--- start of RECORDS SHOWN ---

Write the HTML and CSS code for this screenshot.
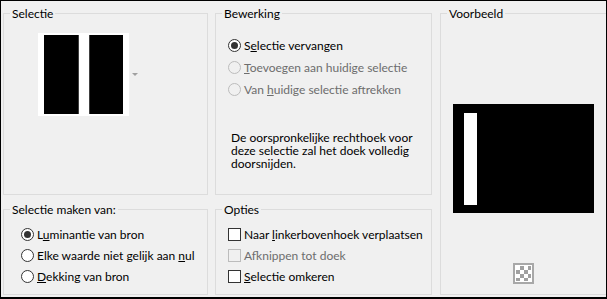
FILE: index.html
```html
<!DOCTYPE html>
<html lang="nl">
<head>
    <meta charset="utf-8">
    <title>Selectie uit masker</title>
    <link rel="stylesheet" href="styles.css">
</head>
<body>
    <div class="window">
        <div class="col col-left">
            <fieldset class="group group-top">
                <legend>Selectie</legend>
                <div class="selectie-view">
                    <div class="thumb">
                        <div class="bar bar-left"></div>
                        <div class="bar bar-right"></div>
                    </div>
                    <svg class="drop-arrow" width="6" height="3" viewBox="0 0 6 3"><path d="M0 0H6L3 3Z" fill="#a0a0a0"/></svg>
                </div>
            </fieldset>
            <fieldset class="group group-bottom">
                <legend>Selectie maken van:</legend>
                <div class="options options-source">
                    <div class="opt"><div class="radio checked"></div><span>L<u>u</u>minantie van bron</span></div>
                    <div class="opt"><div class="radio"></div><span>Elke waarde niet gelijk aan <u>n</u>ul</span></div>
                    <div class="opt"><div class="radio"></div><span><u>D</u>ekking van bron</span></div>
                </div>
            </fieldset>
        </div>

        <div class="col col-mid">
            <fieldset class="group group-top">
                <legend>Bewerking</legend>
                <div class="choices">
                    <div class="choice"><div class="radio checked"></div><span>S<u>e</u>lectie vervangen</span></div>
                    <div class="choice disabled"><div class="radio"></div><span><u>T</u>oevoegen aan huidige selectie</span></div>
                    <div class="choice disabled"><div class="radio"></div><span>Van <u>h</u>uidige selectie aftrekken</span></div>
                </div>
                <p class="note">De oorspronkelijke rechthoek voor deze selectie zal het doek volledig doorsnijden.</p>
            </fieldset>
            <fieldset class="group group-bottom">
                <legend>Opties</legend>
                <div class="options options-flags">
                    <div class="opt"><div class="check"></div><span>Naar <u>l</u>inkerbovenhoek verplaatsen</span></div>
                    <div class="opt disabled"><div class="check"></div><span>Af<u>k</u>nippen tot doek</span></div>
                    <div class="opt"><div class="check"></div><span><u>S</u>electie omkeren</span></div>
                </div>
            </fieldset>
        </div>

        <div class="col col-right">
            <fieldset class="group group-preview">
                <legend>Voorbeeld</legend>
                <div class="preview">
                    <div class="preview-bar"></div>
                </div>
                <div class="transparency"><div class="checker"></div></div>
            </fieldset>
        </div>
    </div>
</body>
</html>
```

FILE: styles.css
```css
body {
    margin: 0;
    font-family: 'Lato', 'Noto Sans', sans-serif;
    font-size: 12px;
    color: #000;
    background-color: #f0f0f0;
}

.window {
    width: 607px;
    height: 299px;
    box-sizing: border-box;
    border: 1px solid #000;
    border-bottom-width: 2px;
    background-color: #f0f0f0;
    padding: 5px 0 2px 0;
    display: flex;
    overflow: hidden;
}

.col {
    display: flex;
    flex-direction: column;
    gap: 7px;
}

.col-left {
    width: 205px;
    margin-left: 2px;
}

.col-mid {
    width: 217px;
    margin-left: 7px;
}

.col-right {
    flex: 1;
    margin-left: 8px;
}

/* group boxes */
.group {
    margin: 0;
    padding: 0;
    min-width: 0;
    border: 1px solid #dcdcdc;
}

.group legend {
    margin-left: 6px;
    padding: 0 2px;
    line-height: 15px;
}

.group-top {
    height: 189px;
    box-sizing: border-box;
}

.group-bottom {
    flex: 1;
}

.group-preview {
    height: 100%;
    box-sizing: border-box;
    border-right: none;
    display: flex;
    flex-direction: column;
    align-items: center;
}

/* selectie thumbnail */
.selectie-view {
    display: flex;
    align-items: center;
    margin-top: 12px;
    padding-left: 34px;
}

.thumb {
    display: flex;
    gap: 10px;
    padding: 2px 6px;
    background-color: #fff;
}

.bar {
    height: 79px;
    background-color: #000;
    box-sizing: border-box;
}

.bar-left {
    width: 35px;
    border-right: 1px solid #404040;
}

.bar-right {
    width: 34px;
    border-left: 1px solid #404040;
}

.drop-arrow {
    display: block;
    margin-left: 3px;
}

/* radio buttons and check boxes */
.radio,
.check {
    width: 13px;
    height: 13px;
    box-sizing: border-box;
    border: 1px solid #333;
    background-color: #fff;
    margin-right: 3px;
    flex-shrink: 0;
    position: relative;
}

.radio {
    border-radius: 50%;
}

.radio.checked::after {
    content: "";
    position: absolute;
    left: 2px;
    top: 2px;
    width: 7px;
    height: 7px;
    border-radius: 50%;
    background-color: #333;
}

.disabled {
    color: #6d6d6d;
}

.disabled .radio,
.disabled .check {
    border-color: #bcbcbc;
    background-color: #f0f0f0;
}

.choices {
    padding: 13px 0 0 12px;
}

.choice,
.opt {
    display: flex;
    align-items: center;
    white-space: nowrap;
}

.choice {
    height: 22px;
}

.opt {
    height: 21px;
}

.note {
    margin: 31px 0 0 0;
    padding: 0 10px 0 15px;
    line-height: 13px;
}

.options {
    margin-top: 7px;
}

.options-source {
    padding-left: 17px;
}

.options-flags {
    padding-left: 12px;
}

/* voorbeeld */
.preview {
    width: 141px;
    height: 109px;
    box-sizing: border-box;
    margin-top: 83px;
    padding: 9px 0 0 11px;
    background-color: #000;
}

.preview-bar {
    width: 13px;
    height: 92px;
    background-color: #fff;
}

.transparency {
    margin-top: 50px;
    width: 21px;
    height: 21px;
    box-sizing: border-box;
    border: 2px solid #a8a8a8;
    padding: 1px;
    background-color: #fff;
}

.checker {
    width: 15px;
    height: 15px;
    background: repeating-conic-gradient(#a0a0a0 0 25%, #fff 0 50%) 0 0 / 8px 8px;
}
```
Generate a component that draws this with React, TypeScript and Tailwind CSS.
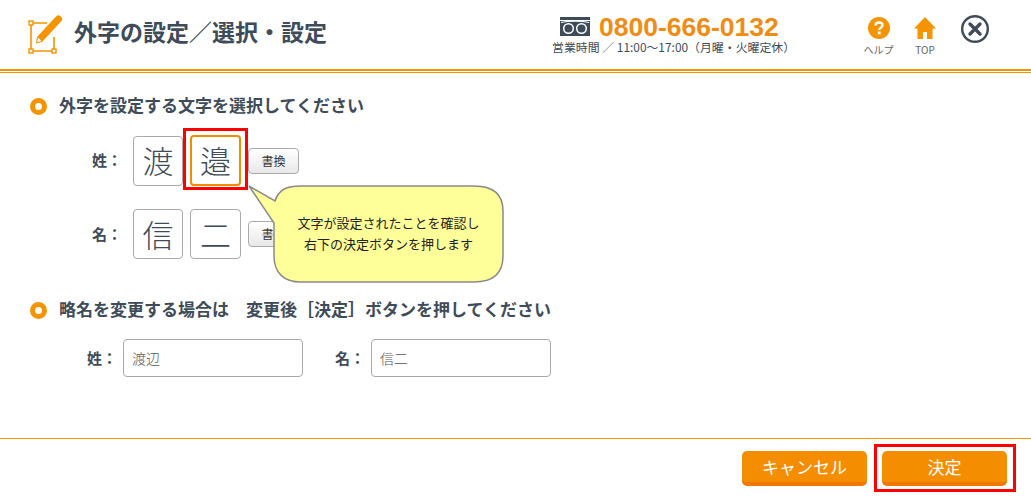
const jp = '"Noto Sans CJK JP", sans-serif'

function Logo() {
    return (
        <svg width="36" height="42" viewBox="0 0 36 42" className="shrink-0">
            <path d="M3 9H19M3 9V37M3 37H26M26 37V23" fill="none" stroke="#f59300" strokeWidth="1.6" />
            <rect x="1" y="7" width="4" height="4" fill="#fff" stroke="#f59300" strokeWidth="1.4" />
            <rect x="1" y="35" width="4" height="4" fill="#fff" stroke="#f59300" strokeWidth="1.4" />
            <rect x="24" y="35" width="4" height="4" fill="#fff" stroke="#f59300" strokeWidth="1.4" />
            <path d="M9 23L28 2.500C29.500 1 31 1 32.500 2.200L33.500 3.200C34.700 4.500 34.500 6 33.200 7.300L14 28L8 29.500Z" fill="#f59300" />
            <path d="M10 23.500L13.500 27L9.300 28.200Z" fill="#fff" />
        </svg>
    )
}

function FreeDial() {
    return (
        <svg width="30" height="20" viewBox="0 0 30 20" className="shrink-0">
            <rect x="0" y="0" width="30" height="3" fill="#3e4c59" />
            <path d="M0 4H30V19H0Z" fill="#3e4c59" />
            <circle cx="8.500" cy="11.500" r="4.800" fill="none" stroke="#fff" strokeWidth="1.500" />
            <circle cx="21.500" cy="11.500" r="4.800" fill="none" stroke="#fff" strokeWidth="1.500" />
            <path d="M1 5.500C8 3.800 22 3.800 29 5.500" fill="none" stroke="#fff" strokeWidth="1.200" />
        </svg>
    )
}

function Help() {
    return (
        <svg width="22" height="22" viewBox="0 0 22 22">
            <circle cx="11" cy="11" r="11" fill="#f59300" />
            <path d="M7.500 8.500C7.500 6.500 9 5.500 11 5.500C13 5.500 14.500 6.600 14.500 8.300C14.500 10.500 11.200 10.700 11.200 13" fill="none" stroke="#fff" strokeWidth="2.400" />
            <rect x="9.800" y="14.500" width="2.800" height="2.800" fill="#fff" />
        </svg>
    )
}

function Home() {
    return (
        <svg width="22" height="22" viewBox="0 0 22 22">
            <path d="M11 0L22 11.500H18.500V22H13V15H9V22H3.500V11.500H0Z" fill="#f59300" />
        </svg>
    )
}

function Close() {
    return (
        <svg width="28" height="28" viewBox="0 0 28 28">
            <circle cx="14" cy="14" r="12.800" fill="#fff" stroke="#3e4c59" strokeWidth="2.400" />
            <path d="M9 9L19 19M19 9L9 19" stroke="#3e4c59" strokeWidth="3.400" strokeLinecap="round" />
        </svg>
    )
}

function Ring() {
    return <span className="w-[17px] h-[17px] rounded-full border-[5px] border-[#f59300] shrink-0" />
}

function CharBox({ ch, active, wide }: { ch: string; active?: boolean; wide?: boolean }) {
    return (
        <div className={`flex items-center justify-center rounded-[4px] bg-white text-[31px] text-[#3e4c59] font-light ${wide ? 'w-[51px]' : 'w-[50px]'} ${active ? 'border-2 border-[#f08c00] h-[51px]' : 'border border-[#aaaaaa] h-[50px]'}`}>
            {ch}
        </div>
    )
}

function SwapButton() {
    return (
        <button className="w-[51px] h-[26px] rounded-[4px] border border-[#aaaaaa] bg-gradient-to-b from-white to-[#e8e8e8] text-[12px] text-[#333]">
            書換
        </button>
    )
}

function NameInput({ value }: { value: string }) {
    return (
        <div className="w-[180px] h-[38px] flex items-center px-2 rounded-[4px] border border-[#aaaaaa] bg-white text-[14px] text-[#555] font-light">
            {value}
        </div>
    )
}

function OrangeButton({ label }: { label: string }) {
    return (
        <button className="w-[125px] h-[35px] rounded-[5px] bg-[#f48d00] border-b-[4px] border-[#f07800] text-white text-[17px]">
            {label}
        </button>
    )
}

export default function App() {
    return (
        <div className="w-full h-screen flex flex-col bg-white overflow-hidden text-[#3e4c59]" style={{ fontFamily: jp }}>
            <header className="h-[73px] shrink-0 border-b border-[#f59300]">
                <div className="w-full h-[71px] border-b-2 border-[#f59300] flex items-start">
                    <div className="flex items-start w-[552px] pl-[28px] pt-[14px] gap-[10px]">
                        <Logo />
                        <h1 className="text-[23px] font-bold leading-none mt-[6px]">外字の設定／選択・設定</h1>
                    </div>
                    <div className="w-[308px] pt-[14px] flex flex-col">
                        <div className="flex items-center pl-[8px] gap-[9px] h-[26px]">
                            <FreeDial />
                            <span className="text-[26.500px] font-bold text-[#f08c14] leading-none" style={{ fontFamily: '"Liberation Sans", sans-serif' }}>0800-666-0132</span>
                        </div>
                        <p className="text-[11.900px] leading-none mt-[1px] whitespace-nowrap">営業時間 ／ 11:00～17:00（月曜・火曜定休）</p>
                    </div>
                    <div className="flex items-start">
                        <div className="w-[37px] pt-[17px] flex flex-col items-center">
                            <Help />
                            <span className="text-[10px] leading-none mt-[6px] text-[#666]">ヘルプ</span>
                        </div>
                        <div className="w-[22px] ml-[17px] pt-[17px] flex flex-col items-center">
                            <Home />
                            <span className="text-[10px] leading-none mt-[6px] text-[#666]">TOP</span>
                        </div>
                        <div className="pt-[15px] ml-[25px]">
                            <Close />
                        </div>
                    </div>
                </div>
            </header>

            <main className="relative flex-1 pl-[30px] pt-[25px]">
                <div className="flex items-center gap-[12px] h-[17px]">
                    <Ring />
                    <h2 className="text-[17px] font-bold pb-[3px]">外字を設定する文字を選択してください</h2>
                </div>

                <div className="flex items-center mt-[20px] pl-[62px]">
                    <span className="w-[41px] text-[15px] font-bold">姓：</span>
                    <div className="flex items-center gap-[7px]">
                        <CharBox ch="渡" />
                        <div className="relative">
                            <CharBox ch="邉" active wide />
                            <span className="absolute -left-[7px] -top-[7px] w-[65px] h-[62px] border-[3px] border-[#ff0000]" />
                        </div>
                        <SwapButton />
                    </div>
                </div>

                <div className="flex items-center mt-[23px] pl-[62px]">
                    <span className="w-[41px] text-[15px] font-bold">名：</span>
                    <div className="flex items-center gap-[7px]">
                        <CharBox ch="信" />
                        <CharBox ch="二" wide />
                        <SwapButton />
                    </div>
                </div>

                <div className="absolute left-[248px] top-[112px] w-[257px] h-[99px]">
                    <svg width="257" height="99" viewBox="0 0 257 99" className="absolute left-0 top-0">
                        <path d="M1 1L27 16C31 4 39 1 53 1H226C245 1 255 9 255 26V71C255 88 245 97 226 97H53C36 97 26 88 26 71V38Z" fill="#ffff99" stroke="#8a8a8a" strokeWidth="1.500" />
                    </svg>
                    <p className="absolute left-[26px] top-[27px] w-[229px] text-center text-[13px] leading-[21px] text-[#222]">
                        文字が設定されたことを確認し<br />右下の決定ボタンを押します
                    </p>
                </div>

                <div className="flex items-center gap-[12px] h-[17px] mt-[43px]">
                    <Ring />
                    <h2 className="text-[17px] font-bold whitespace-pre pb-[3px]">略名を変更する場合は　変更後［決定］ボタンを押してください</h2>
                </div>

                <div className="flex items-center mt-[20px] pl-[57px]">
                    <span className="w-[36px] text-[15px] font-bold">姓：</span>
                    <NameInput value="渡辺" />
                    <span className="w-[36px] ml-[32px] text-[15px] font-bold">名：</span>
                    <NameInput value="信二" />
                </div>
            </main>

            <footer className="h-[66px] shrink-0 border-t border-[#f59300] flex justify-end items-start pt-[12px] pr-[24px] gap-[15px]">
                <OrangeButton label="キャンセル" />
                <div className="relative flex">
                    <OrangeButton label="決定" />
                    <span className="absolute -left-[8px] -top-[7px] -right-[9px] -bottom-[6px] border-[3px] border-[#ff0000]" />
                </div>
            </footer>
        </div>
    )
}
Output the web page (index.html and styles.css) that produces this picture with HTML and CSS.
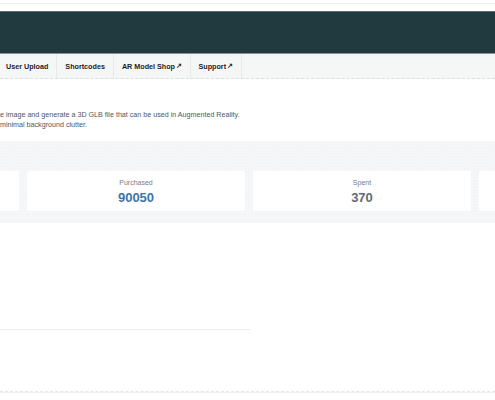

--- end of RECORDS SHOWN ---

| REQUEST |
Find the lines that include the string "this", then copy each of them.

| COMPLETE OUTPUT |
Write the HTML and CSS code for this screenshot.
Generate a component that draws this with React, TypeScript and Tailwind CSS.
Output the web page (index.html and styles.css) that produces this picture with HTML and CSS.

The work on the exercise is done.